Obama’s rhetoric is a tactic, not a policy, and the newsrooms seem to have just now realized this. He doesn’t actually have a magic bag of hope and dreams to unleash once in office. But as a tactic, the bag of hope and dreams, complete with frenzied, fainting crowds and sinister celebrity propaganda videos, is valid and effective. It’s the job of the “Baracklash” progenitors, to stop being in awe of the maneuvering and start questioning the policy particulars.

Of course, if The New York Times does another hatchet job on Sen. John McCain (R-Ariz.), we may not have to trouble ourselves over Obama. In a Feb. 21 article, the paper made insinuations of sexual impropriety between the senator and lobbyist Vicki Iseman during his 1999 presidential campaign. The allegations, which blared from the second paragraph of the front-page story, seemed to be based on second-hand reports of heated glances and flirtatious hair flips. The readers were outraged, the Republicans rallied, and the next afternoon McCain’s campaign reported its best 24-hour period of online fund-raising.

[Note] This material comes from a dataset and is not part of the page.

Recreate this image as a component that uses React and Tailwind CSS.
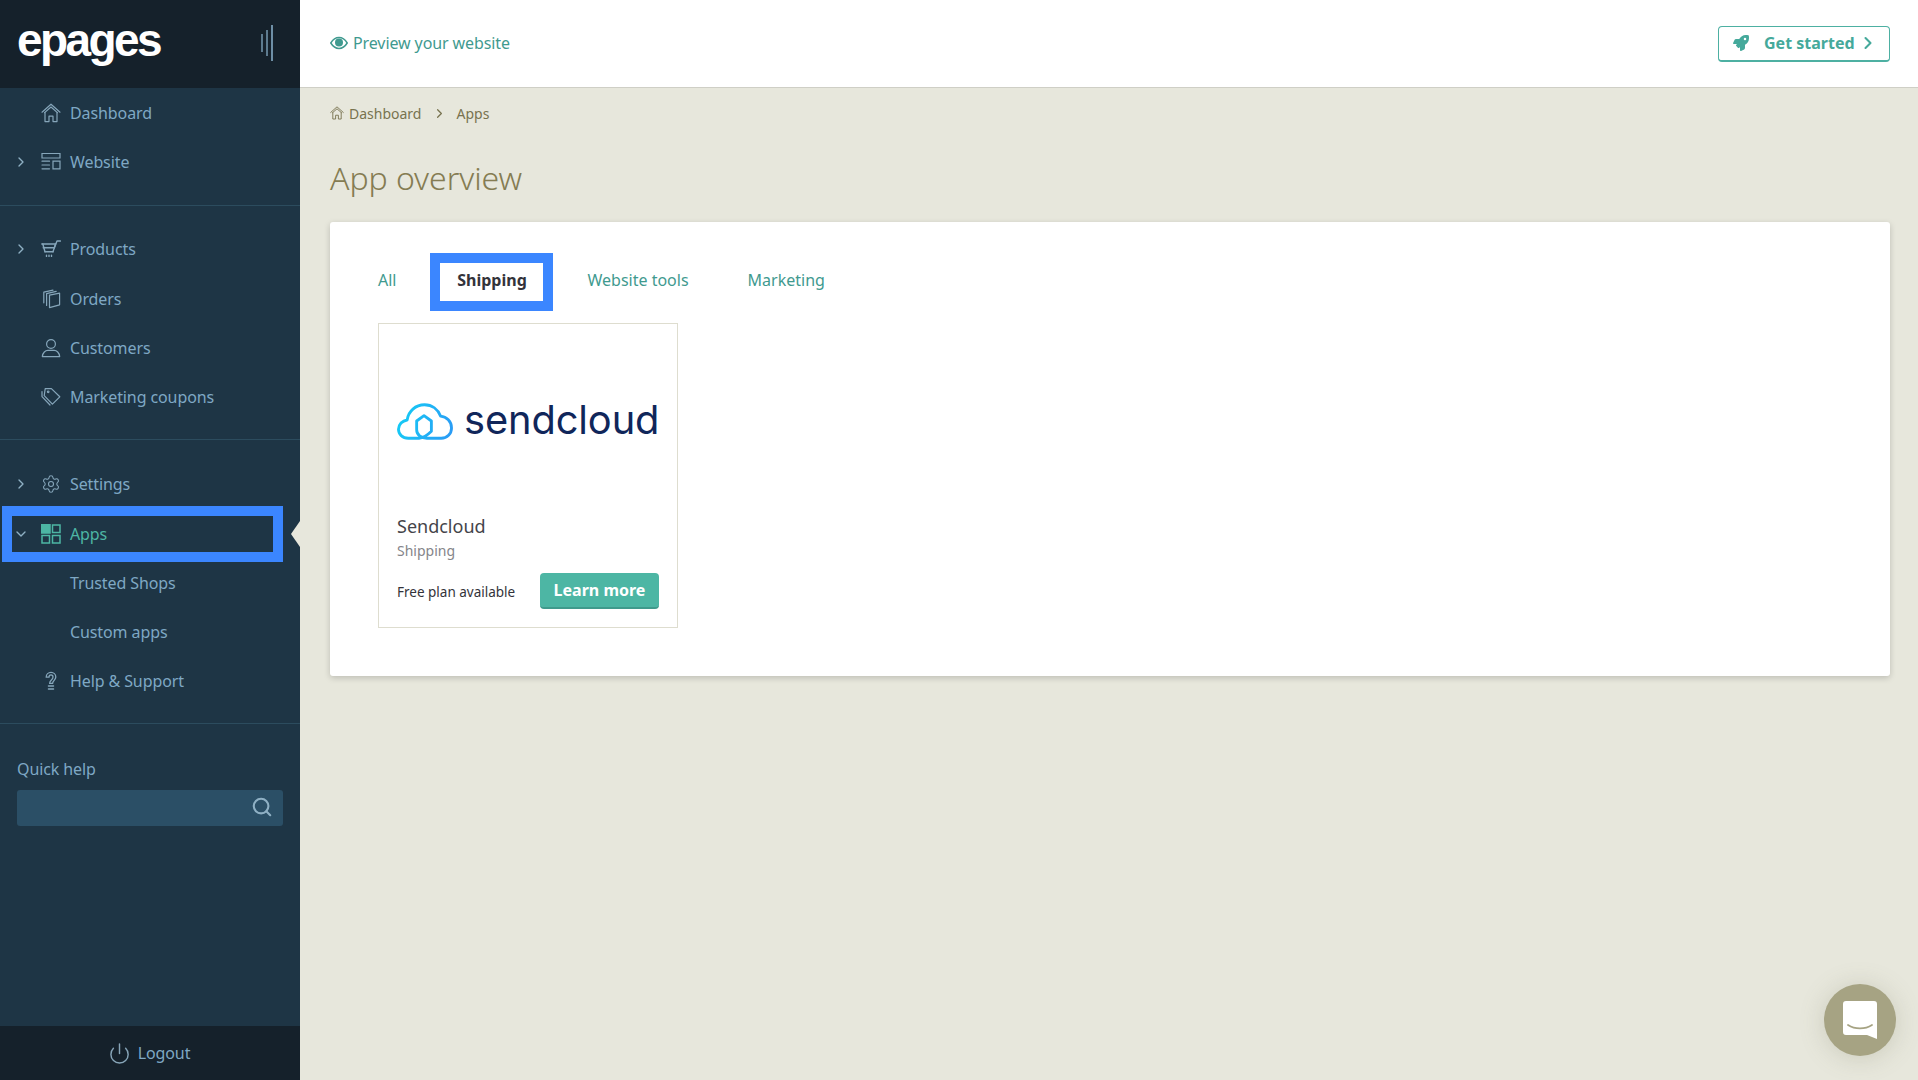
import React from "react";
import { ChevronRight, ChevronDown, Search, Power, Settings } from "lucide-react";
import { FaRocket } from "react-icons/fa";

const S = ({ children, size = 20, vb = "0 0 20 20", sw = 1.2, className = "" }) => (
  <svg width={size} height={size} viewBox={vb} fill="none" stroke="currentColor" strokeWidth={sw} strokeLinejoin="round" strokeLinecap="round" className={className}>
    {children}
  </svg>
);

const HomeIcon = ({ size = 20, sw = 1.2 }) => (
  <S size={size} sw={sw}>
    <path d="M1 9.2 10 1.2l9 8" />
    <path d="M3.6 9.6 10 4l6.4 5.6" />
    <path d="M4 9.5V18.6h4v-5.4h4v5.4h4V9.500" />
  </S>
);
const WebsiteIcon = () => (
  <S sw={1.2}>
    <path d="M1 1.500h18v4.500H1z" strokeLinejoin="miter" />
    <path d="M1 9.200h7.500M1 13h7.500M1 16.800h7.500" />
    <path d="M12 9.200h7v7.600h-7z" strokeLinejoin="miter" />
  </S>
);
const CartIcon = () => (
  <S sw={1.4}>
    <path d="M.8 5h13.700M2.200 8.800h11.200M4 12.800h8" />
    <path d="M1.800 5 4 12.800M14.500 5l-2.500 7.800" />
    <path d="M13.400 8.800 16 2h3.400" />
    <path d="M5.500 16.200v1.200M8 16.200v1.200M10.500 16.200v1.200" />
  </S>
);
const OrdersIcon = () => (
  <S sw={1.2}>
    <path d="M8.500 6.200 18.600 4.200v11.600L8.500 18.600z" />
    <path d="M5.600 16.400V4.600L15.200 2.400" />
    <path d="M2.800 13.800V3.200L12 1.200" />
  </S>
);
const UserIcon = () => (
  <S sw={1.2}>
    <circle cx="10" cy="6" r="4.400" />
    <path d="M1.300 18.600c.3-3.900 3.300-6.200 5.400-6.200h6.600c2.100 0 5.100 2.300 5.400 6.200z" />
  </S>
);
const TagIcon = () => (
  <S sw={1.2}>
    <path d="M4.200 1.600h6.200l8.400 8.200-7.400 7.400-8.200-8.600z" />
    <path d="M1 4.600v5l8 8.400" />
    <circle cx="7.200" cy="4.800" r=".8" />
  </S>
);
const AppsIcon = () => (
  <svg width="20" height="20" viewBox="0 0 20 20" fill="none" stroke="currentColor" strokeWidth="1.5">
    <rect x="0.500" y="0.500" width="8.500" height="8.500" fill="currentColor" />
    <rect x="11.500" y="1" width="7.500" height="7.500" />
    <rect x="1" y="11.500" width="7.500" height="7.500" />
    <rect x="11.500" y="11.500" width="7.500" height="7.500" />
  </svg>
);
const HelpIcon = () => (
  <S sw={1.3}>
    <path d="M5.200 6.200C5.200 3.400 7.400 1.400 10 1.400s4.800 2 4.800 4.600c0 3-3.200 3.600-3.200 6.400H8.600c0-3.200 3.400-3.600 3.400-6.400 0-1.200-.9-2.200-2-2.200S8 4.800 8 6.200z" />
    <path d="M7.400 15h5.200M7.400 18h5.200" />
  </S>
);
const EyeIcon = () => (
  <svg width="18" height="14" viewBox="0 0 18 14" fill="none" className="text-[#3f9a8f]">
    <path d="M.8 7C3 3.400 5.800 1.600 9 1.600S15 3.400 17.200 7C15 10.600 12.200 12.400 9 12.400S3 10.600.8 7z" stroke="currentColor" strokeWidth="1.500" />
    <circle cx="9" cy="6.600" r="4" fill="currentColor" />
  </svg>
);
const CloudLogo = () => (
  <svg width="56" height="37" viewBox="0.5 1.500 57 37" fill="none" strokeWidth="2.900" strokeLinecap="round" strokeLinejoin="round" className="shrink-0">
    <defs>
      <linearGradient id="cl" gradientUnits="userSpaceOnUse" x1="2" y1="10" x2="56" y2="30">
        <stop offset="0" stopColor="#14cdf5" />
        <stop offset="1" stopColor="#2a9cf5" />
      </linearGradient>
    </defs>
    <path stroke="url(#cl)" d="M23 37C27 37 31 34.500 35.500 30V19.500L28 14 20.500 19.500V28.500C20.500 33.500 25 37 31 37H45.500C51.500 37 56 32.500 56 26.500C56 20 51 15 44.800 14.500C42.200 7.500 36 3 28.500 3C19.500 3 12 9.500 10.800 18.500C6 19.200 2 23 2 28C2 33 6 37 12 37Z" />
  </svg>
);

const linkText = "text-[#7fa8c4]";
const Item = ({ icon, label, chev }) => (
  <div className={`h-[49.3px] flex items-center ${linkText}`}>
    <div className="w-[41px] flex items-center pl-[13px] shrink-0">
      {chev && <ChevronRight size={16} strokeWidth={2} className="text-[#8fb0c4]" />}
    </div>
    <div className="w-[20px] flex justify-center shrink-0 text-[#86a6ba]">{icon}</div>
    <span className="ml-[9px] tracking-[-0.1px]">{label}</span>
  </div>
);
const Divider = () => <div className="h-px bg-[#2c4c5e]" />;

export default function App() {
  return (
    <div className="flex h-screen overflow-hidden bg-[#e7e7dc] text-[16px] font-['Noto_Sans','Open_Sans',sans-serif]">
      <aside className="w-[300px] shrink-0 flex flex-col bg-[#1e3545]">
        <div className="h-[88px] bg-[#15212b] flex items-center justify-between pl-[17px] pr-[27px]">
          <span className="font-['Liberation_Sans',sans-serif] font-bold text-[46px] tracking-[-2.6px] text-white leading-none -mt-[8px]">epages</span>
          <div className="flex items-center gap-[3px] -mt-[2px]">
            <span className="w-[2px] h-[18px] bg-[#5d7b8f]" />
            <span className="w-[2px] h-[26px] bg-[#5d7b8f]" />
            <span className="w-[2px] h-[36px] bg-[#6e8fa6]" />
          </div>
        </div>
        <nav>
          <Item icon={<HomeIcon />} label="Dashboard" />
          <Item icon={<WebsiteIcon />} label="Website" chev />
          <div className="h-[18px]" />
          <Divider />
          <div className="h-[19px]" />
          <Item icon={<CartIcon />} label="Products" chev />
          <Item icon={<OrdersIcon />} label="Orders" />
          <Item icon={<UserIcon />} label="Customers" />
          <Item icon={<TagIcon />} label="Marketing coupons" />
          <div className="h-[17px]" />
          <Divider />
          <div className="h-[20px]" />
          <Item icon={<Settings size={22} strokeWidth={1.300} />} label="Settings" chev />
          <div className="h-[49.300px] flex items-center relative">
            <div className="ml-[12px] w-[261px] h-[36px] flex items-center outline-solid outline-[10px] outline-[#3b86ff]">
              <div className="w-[29px] flex pl-[1px]">
                <ChevronDown size={16} strokeWidth={2} className="text-[#8fb0c4]" />
              </div>
              <div className="w-[20px] flex justify-center text-[#4db6a4]"><AppsIcon /></div>
              <span className="ml-[9px] tracking-[-0.1px] text-[#4db6a4]">Apps</span>
            </div>
            <span className="absolute right-0 top-[12px] w-0 h-0 border-y-[13px] border-y-transparent border-r-[9px] border-r-[#e7e7dc]" />
          </div>
          <Item label="Trusted Shops" />
          <Item label="Custom apps" />
          <div className="-mt-px">
            <Item icon={<HelpIcon />} label="Help & Support" />
          </div>
          <div className="h-[18px]" />
          <Divider />
        </nav>
        <div className="px-[17px] pt-[33px]">
          <div className={`${linkText} tracking-[-0.1px]`}>Quick help</div>
          <div className="mt-[9px] h-[36px] rounded-[3px] bg-[#2b4f66] flex items-center justify-end pr-[10px] pb-[2px]">
            <Search size={22} strokeWidth={2.300} className="text-[#8fb0c4]" />
          </div>
        </div>
        <div className="flex-1" />
        <div className="h-[54px] bg-[#15212b] flex items-center justify-center gap-[7px] pr-[2px] text-[#7fa8c4]">
          <Power size={23} strokeWidth={1.500} className="text-[#87a5b8]" />
          <span className="tracking-[-0.1px]">Logout</span>
        </div>
      </aside>

      <main className="flex-1 min-w-0 flex flex-col">
        <header className="h-[88px] shrink-0 bg-white border-b border-b-[#cfcfc6] flex items-center justify-between pl-[30px] pr-[28px]">
          <div className="flex items-center gap-[5px] text-[#3f9a8f] -mt-[2px]">
            <EyeIcon />
            <span className="tracking-[-0.1px]">Preview your website</span>
          </div>
          <div className="w-[172px] h-[36px] rounded-[4px] border border-[#4db0a2] border-b-2 flex items-center pl-[14px] text-[#45a99b] font-bold">
            <FaRocket size={16} />
            <span className="ml-[15px]">Get started</span>
            <ChevronRight size={20} strokeWidth={2.500} className="ml-[3px]" />
          </div>
        </header>
        <div className="pl-[30px] pr-[28px] flex-1 relative">
          <div className="flex items-center pt-[12px] h-[38px] text-[14px] text-[#78734f]">
            <HomeIcon size={14} sw={1.300} />
            <span className="ml-[5px]">Dashboard</span>
            <ChevronRight size={15} strokeWidth={2} className="ml-[11px] mr-[9px]" />
            <span>Apps</span>
          </div>
          <h1 className="mt-[30px] text-[32px] leading-[44px] text-[#857c52] font-light tracking-[-0.05px]">App overview</h1>
          <section className="mt-[22px] h-[454px] bg-white rounded-[3px] shadow-[0_2px_6px_rgba(0,0,0,0.18)] pl-[48px] pt-[31px]">
            <div className="flex items-center h-[58px] text-[#3f9a8f] [&>span]:pb-[4px]">
              <span>All</span>
              <span className="ml-[44px] w-[103px] h-[38px] flex items-center justify-center font-bold text-[#33333a] outline-solid outline-[10px] outline-[#3b86ff]">Shipping</span>
              <span className="ml-[44px]">Website tools</span>
              <span className="ml-[59px]">Marketing</span>
            </div>
            <article className="mt-[12px] w-[300px] h-[305px] border border-[#deddcf] flex flex-col pl-[18px] pr-[18px]">
              <div className="h-[189px] pt-[5px] flex items-center gap-[11px]">
                <CloudLogo />
                <span className="font-['Inter',sans-serif] text-[39.800px] font-normal leading-none text-[#10265a] tracking-[-0.1px] -mt-[2px]">sendcloud</span>
              </div>
              <div className="text-[18px] leading-[26px] text-[#44444a]">Sendcloud</div>
              <div className="text-[14px] leading-[20px] mt-[2px] text-[#85858a]">Shipping</div>
              <div className="mt-[12px] flex items-center justify-between">
                <span className="text-[13.500px] text-[#33333a] mt-[2px]">Free plan available</span>
                <span className="w-[119px] h-[36px] rounded-[4px] bg-[#4db6a4] border-b-2 border-b-[#3f9a8c] flex items-center justify-center text-white font-bold">Learn more</span>
              </div>
            </article>
          </section>
          <div className="absolute right-[22px] bottom-[24px] w-[72px] h-[72px] rounded-full bg-[#a6a383] shadow-[0_2px_24px_rgba(120,118,90,0.25)] flex items-center justify-center">
            <svg width="34" height="38" viewBox="0 0 34 38" fill="none">
              <path d="M3 0h28a3 3 0 0 1 3 3v35l-10-4H3a3 3 0 0 1-3-3V3a3 3 0 0 1 3-3z" fill="#fff" />
              <path d="M5 24c7 4.500 17 4.500 24 0" stroke="#a6a383" strokeWidth="1.800" strokeLinecap="round" />
            </svg>
          </div>
        </div>
      </main>
    </div>
  );
}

McCain is more up my alley, but I’d probably vote for Obama. The promise of four years of obnoxious neologisms trumps whatever political principles I have left in me.

In any case, the multitudes paying Obamage in Wisconsin have left Hillary between a Barack and a hard place. So eat your Barackli, knock back some Baracktails and let those enchanting Baracklamations lull you to sleep. It’s an Obamination.